On First Anniversary Ethereum 2.0 Beacon Chain Solidifies Proof-of-Stake Shift
On the first anniversary of the Ethereum 2.0 Beacon Chain a road map for DeFi's big blockchain has opened up.
By: Samuel Haig •Byte
The Ethereum community is celebrating the first anniversary of the Ethereum 2.0 Beacon Chain, which set the network’s roadmap toward Eth2 into motion with its launch on Dec. 1, 2020.
According to data aggregator Staking Rewards, Ethereum 2.0 is now the second-largest proof-of-stake network by staked capitalization with $38.4B locked up.
While Solana currently leads with nearly $88.2B, 77.4% of SOL’s supply is locked in staking compared to just 7.10% of Ether. Many analysts believe it’s only a matter of time until Ethereum ascends to the top spot. Ethereum’s upcoming chain-merge is expected to increase staking rewards by several multiples.
The Road to Eth2
Since the Beacon Chain’s launch last year, Ethereum has completed several major upgrades in its Eth2 roadmap and shift from proof-of-stake consensus.
In April, Ethereum’s Berlin hard fork was successfully executed, driving prices to what were then record highs above $2,200. The Berlin upgrade encompassed four Ethereum Improvement Proposals (EIPs), including measures to reduce the costs associated with specific transactions, simplify the processing and bundling multiple transactions into a single transfer, and increasing the expense associated with launching Denial-Of-Service (DoS) attacks.
While Berlin was seen as producing little impact for the typical Ethereum end-user, the upgrade paved the way for Ethereum’s next upgrade, London.
The London upgrades went live in August, launching five EIPs designed to reform Ethereum’s fee market.
The most notable EIP contained in London was 1559, which introduced a base fee that is burned alongside a tip for miners for every transaction executed on Ethereum.
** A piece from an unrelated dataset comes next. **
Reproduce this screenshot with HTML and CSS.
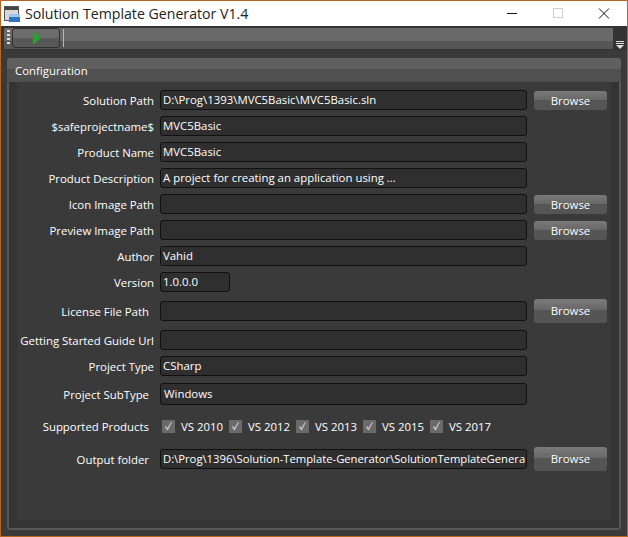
FILE: index.html
```html
<!DOCTYPE html>
<html>

	<head>
		<meta charset="UTF-8">
		<title>Solution Template Generator V1.4</title>
		<link rel="stylesheet" href="styles.css">
	</head>

	<body>
		<div class="window">
			<div class="titlebar">
				<svg class="app-icon" width="16" height="16" viewBox="0 0 16 16">
					<rect x="0.5" y="0.5" width="14" height="14" fill="#d8d8d8" stroke="#555"/>
					<rect x="1" y="1" width="13" height="3" fill="#444"/>
					<rect x="5" y="9" width="11" height="7" fill="#2f74c4"/>
					<rect x="5" y="8" width="11" height="3" fill="#9cc4ec"/>
				</svg>
				<span class="app-title">Solution Template Generator V1.4</span>
				<div class="win-buttons">
					<svg width="46" height="25" viewBox="0 0 46 25"><path d="M18 12.5h10" stroke="#111" fill="none"/></svg>
					<svg width="46" height="25" viewBox="0 0 46 25"><rect x="18.5" y="7.5" width="9" height="9" stroke="#ccc" fill="none"/></svg>
					<svg width="46" height="25" viewBox="0 0 46 25"><path d="M18 7.5l10 10M28 7.5l-10 10" stroke="#111" fill="none"/></svg>
				</div>
			</div>

			<div class="toolbar">
				<div class="tool-strip">
					<div class="grip"></div>
					<div class="run-btn">
						<svg width="8" height="14" viewBox="0 0 8 14"><path d="M0 0l8 7-8 7z" fill="#22a52a"/></svg>
					</div>
					<div class="tool-sep"></div>
				</div>
				<div class="overflow">
					<svg width="8" height="8" viewBox="0 0 8 8"><path d="M0 0h8v1H0zM0 2h8v1H0zM0 4h8L4 8z" fill="#ddd"/></svg>
				</div>
			</div>

			<div class="group">
				<div class="group-header">Configuration</div>
				<div class="group-body">
					<div class="row">
						<label>Solution Path</label>
						<div class="input wide">D:\Prog\1393\MVC5Basic\MVC5Basic.sln</div>
						<div class="btn">Browse</div>
					</div>
					<div class="row">
						<label>$safeprojectname$</label>
						<div class="input wide">MVC5Basic</div>
					</div>
					<div class="row">
						<label>Product Name</label>
						<div class="input wide">MVC5Basic</div>
					</div>
					<div class="row">
						<label>Product Description</label>
						<div class="input wide">A project for creating an application using ...</div>
					</div>
					<div class="row">
						<label>Icon Image Path</label>
						<div class="input wide"></div>
						<div class="btn">Browse</div>
					</div>
					<div class="row">
						<label>Preview Image Path</label>
						<div class="input wide"></div>
						<div class="btn">Browse</div>
					</div>
					<div class="row">
						<label>Author</label>
						<div class="input wide">Vahid</div>
					</div>
					<div class="row">
						<label>Version</label>
						<div class="input short">1.0.0.0</div>
					</div>
					<div class="row row-license">
						<label class="inset">License File Path</label>
						<div class="input wide"></div>
						<div class="btn btn-tall">Browse</div>
					</div>
					<div class="row row-guide">
						<label>Getting Started Guide Url</label>
						<div class="input wide"></div>
					</div>
					<div class="row">
						<label>Project Type</label>
						<div class="input wide">CSharp</div>
					</div>
					<div class="row row-subtype">
						<label class="inset">Project SubType</label>
						<div class="input wide">Windows</div>
					</div>
					<div class="row row-products">
						<label class="inset">Supported Products</label>
						<div class="checks">
							<div class="check"><svg class="box" width="13" height="13" viewBox="0 0 13 13"><path d="M3 7l2 3 1 0 4-8-1 0-3.500 6-1.500-2z" fill="#c8c8c8"/></svg>VS 2010</div>
							<div class="check"><svg class="box" width="13" height="13" viewBox="0 0 13 13"><path d="M3 7l2 3 1 0 4-8-1 0-3.500 6-1.500-2z" fill="#c8c8c8"/></svg>VS 2012</div>
							<div class="check"><svg class="box" width="13" height="13" viewBox="0 0 13 13"><path d="M3 7l2 3 1 0 4-8-1 0-3.500 6-1.500-2z" fill="#c8c8c8"/></svg>VS 2013</div>
							<div class="check"><svg class="box" width="13" height="13" viewBox="0 0 13 13"><path d="M3 7l2 3 1 0 4-8-1 0-3.500 6-1.500-2z" fill="#c8c8c8"/></svg>VS 2015</div>
							<div class="check"><svg class="box" width="13" height="13" viewBox="0 0 13 13"><path d="M3 7l2 3 1 0 4-8-1 0-3.500 6-1.500-2z" fill="#c8c8c8"/></svg>VS 2017</div>
						</div>
					</div>
					<div class="row row-output">
						<label class="inset">Output folder</label>
						<div class="input wide fit">D:\Prog\1396\Solution-Template-Generator\SolutionTemplateGenera</div>
						<div class="btn btn-tall">Browse</div>
					</div>
				</div>
			</div>
		</div>
	</body>

</html>
```

FILE: styles.css
```css
html,
body {
	margin: 0;
	height: 100%;
}

body {
	font-family: "Open Sans", "Liberation Sans", sans-serif;
	font-size: 11.4px;
	color: #fff;
	overflow: hidden;
}

.window {
	width: 628px;
	height: 537px;
	box-sizing: border-box;
	border: 1px solid #b5661f;
	background: #3a3a3a;
	display: flex;
	flex-direction: column;
}

.titlebar {
	height: 25px;
	background: #fff;
	display: flex;
	align-items: center;
	padding-left: 3px;
	color: #222;
	flex: none;
}

.app-icon {
	margin-right: 5px;
}

.app-title {
	font-size: 14.15px;
}

.win-buttons {
	margin-left: auto;
	display: flex;
}

.toolbar {
	height: 24px;
	flex: none;
	display: flex;
	background: #333;
}

.tool-strip {
	flex: 1;
	height: 21px;
	margin: 2px 0 0 3px;
	display: flex;
	background: linear-gradient(#6a6a6a 0 62%, #565656 62%);
}

.grip {
	width: 3px;
	height: 16px;
	margin: 2px 2px 0 3px;
	background: repeating-linear-gradient(#ddd 0 2px, transparent 2px 4px);
}

.run-btn {
	width: 48px;
	height: 20px;
	box-sizing: border-box;
	border: 1px solid #2f2f2f;
	border-radius: 3px;
	background: linear-gradient(#6c6c6c 0 50%, #585858 50%);
	display: flex;
	align-items: center;
	padding-left: 20px;
}

.tool-sep {
	width: 1px;
	height: 18px;
	margin: 1px 0 0 3px;
	background: #b5b5b5;
}

.overflow {
	width: 14px;
	display: flex;
	align-items: flex-end;
	justify-content: center;
	padding-bottom: 1px;
}

.group {
	flex: 1;
	margin: 8px 6px 6px 6px;
	border: 2px solid #575757;
	border-top: 0;
	border-radius: 3px;
	background: #343434;
	display: flex;
	flex-direction: column;
}

.group-header {
	height: 24px;
	line-height: 26px;
	padding-left: 8px;
	background: linear-gradient(#606060 0 46%, #505050 46%);
	margin: 0 -2px;
	border-radius: 3px 3px 0 0;
}

.group-body {
	flex: 1;
	background: #3a3a3a;
	margin: 0 8px 8px 8px;
	padding-top: 8px;
	display: flex;
	flex-direction: column;
	gap: 6px;
}

.row {
	display: flex;
	align-items: center;
	height: 20px;
}

.row label {
	width: 137px;
	flex: none;
	box-sizing: border-box;
	text-align: right;
	margin-right: 6px;
	white-space: nowrap;
}

.row label.inset {
	padding-right: 5px;
}

.input {
	height: 20px;
	box-sizing: border-box;
	border: 1px solid #111;
	border-radius: 3px;
	background: #2f2f2f;
	line-height: 18px;
	padding-left: 2px;
	overflow: hidden;
	white-space: nowrap;
}

.fit {
	font-size: 11.25px;
}

.wide {
	width: 367px;
}

.short {
	width: 70px;
}

.btn {
	width: 73px;
	height: 19px;
	flex: none;
	margin-left: 7px;
	box-sizing: border-box;
	border-radius: 3px;
	background: linear-gradient(#7a7a7a, #686868 45%, #555 45%);
	text-align: center;
	line-height: 19px;
}

.btn-tall {
	height: 24px;
	line-height: 24px;
}

.row-license {
	margin-top: 3px;
}

.row-guide {
	margin-top: 3px;
}

.row-subtype {
	height: 22px;
	margin-top: 1px;
}

.row-subtype .input {
	height: 22px;
	line-height: 20px;
	padding-left: 3px;
}

.row-products {
	margin-top: 5px;
}

.row-output {
	margin-top: 7px;
}

.checks {
	display: flex;
	padding-left: 2px;
}

.check {
	width: 67px;
	display: flex;
	align-items: center;
}

.box {
	margin-right: 6px;
	background: #6a6a6a;
}
```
According to Ultrasound Money, nearly 1.088M Ether (almost $5B at current prices) has been destroyed since 1559 went live, driving significant deflationary pressure on Ethereum’s supply.
London also contained EIPs designed to reduce the volatility of Ethereum gas prices.
Ethereum’s most recent upgrade, Altair, went live at the end of October, pushing prices into new all-time highs above $4,400.
Unlike Berlin and London, the Altair upgrades were made to Ethereum 2.0’s Beacon Chain, introducing the first changes since it went live in December 2020.
In an interview with CNBC, Ethereum developer Tim Beiko described Altair as testing that the Beacon Chain “works properly” and paving the way for its forthcoming chain-merge with the existing Ethereum network.
“It shows we are able to upgrade the PoS mechanism, and that’s a precondition to the migration next year,” he said. “It means there’s a slightly higher chance that things will go well for the [Eth2] transition next year.”
Altair also enabled support for validators using “light clients” including the operation of low-powered devices such as mobile phones in a bid to enable broader participation, and increased the slashing penalties for validators that misbehave or go offline.
Looking forward, the Ethereum community is anxiously awaiting the existing network’s chain-merge with the beacon chain.
The merge will abandon Proof-of-Stake consensus, transferring all transaction validation to the beacon chain and stakers. With the merge set to do away with Ethereum’s block rewards and reduce emissions overall, many analysts are predicting that even greater deflationary pressure will be placed on the Ether markets.
While no firm date is currently set for the merge, Beiko has recently estimated the upgrade may ship during the second quarter of 2022.